Good designers know how to use patterns to make new things familiar. We use them to make complex things simple. We use them to design things that never need to be learned or taught. Great designers naturally notice patterns everywhere and subconsciously make mental notes of what works best. It’s almost more of an affliction than a practice.
UX Researchers will take it further and test various patterns against each other to determine the best approach. They will watch people and observe what they look at and why they choose to click. Sometimes users will seemingly make a mistake but once you get into the user’s head you realize that the designer’s assumption was wrong about how the user will interpret the pattern – so the design is changed to match the user’s perception.
Patterns can also show hierarchy or priority too. For example in UX Design we will make objects on the page more visually dominant to help draw the user’s eye to it – an obvious example is a button. But sometimes we need multiple buttons with various levels of priority. In these cases, we make certain action styles look more and less dominant so that we can point the user to the most commonly used action first. Then we’ll create a style guide to record our visual language so we use patterns consistently It’s a simple common trick, but a good example of why patterns are important in design.

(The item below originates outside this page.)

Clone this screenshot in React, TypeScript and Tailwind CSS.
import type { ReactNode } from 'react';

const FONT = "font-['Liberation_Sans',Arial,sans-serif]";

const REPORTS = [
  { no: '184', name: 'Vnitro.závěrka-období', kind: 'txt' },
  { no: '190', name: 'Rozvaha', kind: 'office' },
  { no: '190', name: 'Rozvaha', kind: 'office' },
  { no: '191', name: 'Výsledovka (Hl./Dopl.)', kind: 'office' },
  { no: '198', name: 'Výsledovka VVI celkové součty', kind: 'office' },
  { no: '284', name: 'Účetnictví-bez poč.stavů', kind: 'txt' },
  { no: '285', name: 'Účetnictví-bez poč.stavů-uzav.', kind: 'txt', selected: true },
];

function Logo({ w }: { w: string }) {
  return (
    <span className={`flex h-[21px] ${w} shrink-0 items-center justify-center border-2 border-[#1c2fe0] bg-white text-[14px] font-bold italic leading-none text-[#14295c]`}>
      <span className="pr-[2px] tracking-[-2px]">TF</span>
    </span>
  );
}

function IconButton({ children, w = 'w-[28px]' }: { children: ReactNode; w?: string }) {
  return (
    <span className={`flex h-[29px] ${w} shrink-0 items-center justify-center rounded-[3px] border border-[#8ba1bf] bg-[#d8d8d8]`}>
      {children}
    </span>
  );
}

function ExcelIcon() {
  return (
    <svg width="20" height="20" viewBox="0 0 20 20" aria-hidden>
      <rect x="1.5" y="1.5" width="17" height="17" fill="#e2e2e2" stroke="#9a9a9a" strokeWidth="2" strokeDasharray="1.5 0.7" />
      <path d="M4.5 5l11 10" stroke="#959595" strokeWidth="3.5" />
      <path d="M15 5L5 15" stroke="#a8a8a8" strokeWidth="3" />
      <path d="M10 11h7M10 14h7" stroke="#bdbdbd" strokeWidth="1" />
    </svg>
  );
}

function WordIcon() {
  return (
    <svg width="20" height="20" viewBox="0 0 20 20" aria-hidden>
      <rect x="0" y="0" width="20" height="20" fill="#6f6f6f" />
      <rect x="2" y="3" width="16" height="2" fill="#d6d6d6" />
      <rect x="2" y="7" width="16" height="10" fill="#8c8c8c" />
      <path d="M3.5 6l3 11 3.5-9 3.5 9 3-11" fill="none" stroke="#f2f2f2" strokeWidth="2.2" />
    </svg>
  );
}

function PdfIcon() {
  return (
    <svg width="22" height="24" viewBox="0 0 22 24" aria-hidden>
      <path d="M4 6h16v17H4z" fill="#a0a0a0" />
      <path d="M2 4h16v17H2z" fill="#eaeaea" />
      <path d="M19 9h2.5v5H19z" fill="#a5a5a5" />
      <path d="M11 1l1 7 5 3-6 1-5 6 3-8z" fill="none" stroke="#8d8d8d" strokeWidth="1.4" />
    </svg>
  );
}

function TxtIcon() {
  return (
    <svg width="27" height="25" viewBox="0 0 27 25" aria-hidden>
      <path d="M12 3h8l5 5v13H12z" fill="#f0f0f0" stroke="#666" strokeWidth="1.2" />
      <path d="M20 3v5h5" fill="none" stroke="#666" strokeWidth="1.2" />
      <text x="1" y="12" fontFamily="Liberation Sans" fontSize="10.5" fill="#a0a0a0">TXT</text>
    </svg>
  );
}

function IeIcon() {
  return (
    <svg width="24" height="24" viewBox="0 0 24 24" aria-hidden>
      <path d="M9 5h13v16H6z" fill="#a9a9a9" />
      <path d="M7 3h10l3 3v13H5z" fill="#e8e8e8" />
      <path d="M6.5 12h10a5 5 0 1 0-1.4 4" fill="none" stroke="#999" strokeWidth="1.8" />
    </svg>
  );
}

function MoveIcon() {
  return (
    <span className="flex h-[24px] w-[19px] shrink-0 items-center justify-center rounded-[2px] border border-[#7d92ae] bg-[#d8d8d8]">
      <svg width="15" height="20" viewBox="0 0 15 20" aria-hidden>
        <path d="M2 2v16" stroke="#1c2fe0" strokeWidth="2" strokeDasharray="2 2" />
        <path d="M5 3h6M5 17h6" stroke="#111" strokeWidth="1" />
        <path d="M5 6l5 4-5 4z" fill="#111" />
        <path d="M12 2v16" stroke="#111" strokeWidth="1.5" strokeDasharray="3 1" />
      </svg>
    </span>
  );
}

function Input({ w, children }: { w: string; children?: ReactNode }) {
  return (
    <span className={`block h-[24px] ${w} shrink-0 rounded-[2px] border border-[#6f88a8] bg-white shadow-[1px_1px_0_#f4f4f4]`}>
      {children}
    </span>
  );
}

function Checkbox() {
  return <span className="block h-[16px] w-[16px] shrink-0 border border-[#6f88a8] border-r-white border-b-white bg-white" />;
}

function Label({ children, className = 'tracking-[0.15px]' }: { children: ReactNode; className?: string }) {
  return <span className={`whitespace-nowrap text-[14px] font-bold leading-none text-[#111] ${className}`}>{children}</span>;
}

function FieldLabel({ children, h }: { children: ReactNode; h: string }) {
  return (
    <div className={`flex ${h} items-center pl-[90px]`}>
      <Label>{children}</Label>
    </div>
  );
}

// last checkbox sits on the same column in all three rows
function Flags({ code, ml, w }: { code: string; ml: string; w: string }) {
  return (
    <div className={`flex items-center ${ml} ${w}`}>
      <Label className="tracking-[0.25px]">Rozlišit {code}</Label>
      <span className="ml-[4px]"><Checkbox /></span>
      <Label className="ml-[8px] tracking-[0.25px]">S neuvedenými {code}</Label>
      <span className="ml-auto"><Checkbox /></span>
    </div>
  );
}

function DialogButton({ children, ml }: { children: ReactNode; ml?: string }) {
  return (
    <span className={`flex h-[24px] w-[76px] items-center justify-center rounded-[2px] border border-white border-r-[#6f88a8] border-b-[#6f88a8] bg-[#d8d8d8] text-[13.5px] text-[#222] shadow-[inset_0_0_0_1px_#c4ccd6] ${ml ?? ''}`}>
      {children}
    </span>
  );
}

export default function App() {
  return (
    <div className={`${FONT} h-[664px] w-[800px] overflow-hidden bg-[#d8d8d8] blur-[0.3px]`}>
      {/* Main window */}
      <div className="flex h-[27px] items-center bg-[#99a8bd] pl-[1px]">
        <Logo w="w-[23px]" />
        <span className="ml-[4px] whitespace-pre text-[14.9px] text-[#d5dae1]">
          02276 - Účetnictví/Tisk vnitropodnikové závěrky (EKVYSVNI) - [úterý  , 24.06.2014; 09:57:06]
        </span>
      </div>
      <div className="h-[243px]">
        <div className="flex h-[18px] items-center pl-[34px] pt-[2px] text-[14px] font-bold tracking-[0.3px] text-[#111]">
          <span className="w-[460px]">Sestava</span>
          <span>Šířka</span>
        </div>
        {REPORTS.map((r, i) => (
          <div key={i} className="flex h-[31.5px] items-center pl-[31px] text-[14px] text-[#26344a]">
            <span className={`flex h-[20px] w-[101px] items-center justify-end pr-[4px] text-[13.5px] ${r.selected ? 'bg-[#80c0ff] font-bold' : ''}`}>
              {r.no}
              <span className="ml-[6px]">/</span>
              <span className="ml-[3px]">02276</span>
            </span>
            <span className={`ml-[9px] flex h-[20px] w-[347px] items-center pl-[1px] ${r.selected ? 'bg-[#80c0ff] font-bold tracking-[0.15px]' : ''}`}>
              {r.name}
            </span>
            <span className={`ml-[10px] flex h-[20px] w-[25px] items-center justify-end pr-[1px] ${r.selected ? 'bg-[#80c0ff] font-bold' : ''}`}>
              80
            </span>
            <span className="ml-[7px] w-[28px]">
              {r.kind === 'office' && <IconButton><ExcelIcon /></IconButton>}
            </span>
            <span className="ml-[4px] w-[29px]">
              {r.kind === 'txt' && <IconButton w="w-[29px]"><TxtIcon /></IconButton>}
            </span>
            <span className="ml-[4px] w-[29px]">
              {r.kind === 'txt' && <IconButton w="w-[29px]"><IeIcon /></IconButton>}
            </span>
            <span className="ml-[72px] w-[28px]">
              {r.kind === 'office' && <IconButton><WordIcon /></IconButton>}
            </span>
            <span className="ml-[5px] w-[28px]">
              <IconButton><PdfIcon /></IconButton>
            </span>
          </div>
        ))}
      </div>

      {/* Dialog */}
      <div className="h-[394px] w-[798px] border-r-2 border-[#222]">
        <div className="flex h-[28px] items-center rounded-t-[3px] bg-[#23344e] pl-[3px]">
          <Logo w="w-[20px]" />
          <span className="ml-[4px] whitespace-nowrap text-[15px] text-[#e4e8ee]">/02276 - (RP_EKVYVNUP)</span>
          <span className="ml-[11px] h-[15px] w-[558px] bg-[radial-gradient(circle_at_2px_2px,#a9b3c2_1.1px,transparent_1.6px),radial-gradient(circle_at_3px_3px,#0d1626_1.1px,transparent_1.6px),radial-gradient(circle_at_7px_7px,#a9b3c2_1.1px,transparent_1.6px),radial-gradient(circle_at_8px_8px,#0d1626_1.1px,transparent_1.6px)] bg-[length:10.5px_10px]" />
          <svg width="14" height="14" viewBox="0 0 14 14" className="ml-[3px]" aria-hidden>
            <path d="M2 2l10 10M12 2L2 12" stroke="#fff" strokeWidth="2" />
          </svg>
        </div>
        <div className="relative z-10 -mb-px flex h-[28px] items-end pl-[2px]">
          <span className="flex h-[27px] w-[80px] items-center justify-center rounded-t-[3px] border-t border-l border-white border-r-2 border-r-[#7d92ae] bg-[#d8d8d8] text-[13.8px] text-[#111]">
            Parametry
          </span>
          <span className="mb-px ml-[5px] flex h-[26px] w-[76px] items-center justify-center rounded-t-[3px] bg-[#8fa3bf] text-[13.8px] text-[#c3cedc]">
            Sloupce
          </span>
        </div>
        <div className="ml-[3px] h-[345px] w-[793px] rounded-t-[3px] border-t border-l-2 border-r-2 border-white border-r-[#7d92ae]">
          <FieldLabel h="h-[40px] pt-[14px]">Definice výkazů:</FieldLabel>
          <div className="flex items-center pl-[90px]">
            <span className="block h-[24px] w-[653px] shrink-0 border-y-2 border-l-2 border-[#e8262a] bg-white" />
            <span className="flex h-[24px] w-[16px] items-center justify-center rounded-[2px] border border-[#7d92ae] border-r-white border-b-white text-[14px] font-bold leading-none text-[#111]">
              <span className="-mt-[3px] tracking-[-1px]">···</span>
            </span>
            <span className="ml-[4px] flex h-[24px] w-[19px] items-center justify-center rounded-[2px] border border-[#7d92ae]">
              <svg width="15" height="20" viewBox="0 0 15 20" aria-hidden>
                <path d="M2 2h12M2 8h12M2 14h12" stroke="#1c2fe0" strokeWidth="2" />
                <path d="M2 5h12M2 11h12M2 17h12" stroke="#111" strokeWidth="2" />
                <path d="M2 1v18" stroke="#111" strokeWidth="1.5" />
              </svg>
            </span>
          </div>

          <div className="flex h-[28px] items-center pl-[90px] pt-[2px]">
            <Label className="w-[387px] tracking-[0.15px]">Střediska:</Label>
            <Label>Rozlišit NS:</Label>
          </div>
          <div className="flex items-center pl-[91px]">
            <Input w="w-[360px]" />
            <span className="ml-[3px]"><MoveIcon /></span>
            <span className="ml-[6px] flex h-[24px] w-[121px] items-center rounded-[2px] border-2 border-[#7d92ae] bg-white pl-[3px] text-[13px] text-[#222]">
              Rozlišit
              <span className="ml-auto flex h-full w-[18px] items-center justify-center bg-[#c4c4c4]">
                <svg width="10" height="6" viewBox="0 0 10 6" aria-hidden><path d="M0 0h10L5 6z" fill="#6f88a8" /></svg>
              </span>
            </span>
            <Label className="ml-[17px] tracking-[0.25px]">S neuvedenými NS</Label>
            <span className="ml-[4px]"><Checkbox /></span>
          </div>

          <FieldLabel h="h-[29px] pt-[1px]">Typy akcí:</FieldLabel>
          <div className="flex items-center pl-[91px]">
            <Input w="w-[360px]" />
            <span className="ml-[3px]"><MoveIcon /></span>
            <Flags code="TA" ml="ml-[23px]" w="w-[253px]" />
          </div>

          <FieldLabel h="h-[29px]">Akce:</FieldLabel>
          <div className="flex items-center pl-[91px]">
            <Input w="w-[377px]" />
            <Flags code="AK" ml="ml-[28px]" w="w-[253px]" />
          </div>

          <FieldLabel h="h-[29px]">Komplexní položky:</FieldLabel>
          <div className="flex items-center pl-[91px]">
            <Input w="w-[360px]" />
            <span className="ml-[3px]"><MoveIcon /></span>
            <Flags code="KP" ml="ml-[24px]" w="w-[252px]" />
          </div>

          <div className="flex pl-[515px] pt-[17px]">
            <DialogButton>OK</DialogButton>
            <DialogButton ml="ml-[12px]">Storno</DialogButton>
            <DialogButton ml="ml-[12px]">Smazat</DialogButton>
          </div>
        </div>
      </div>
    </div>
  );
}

In the title of this post, I chose digital products, architecture, and pottery because these are the three mediums I care about most. I learned to be a potter at a young age and even got my BFA in Ceramics. I studied architecture in school and it’s been my primary area of interest outside of work for many years. For almost three decades I’ve been a digital product designer (and worn many of the associated hats).
In all three of these very different mediums, patterns have always emerged as the glue that ties together anything I’ve designed or created. Essential reading on the topic is A Pattern Language, which comes at this topic from an Architect’s point of view but is totally adaptable for any medium.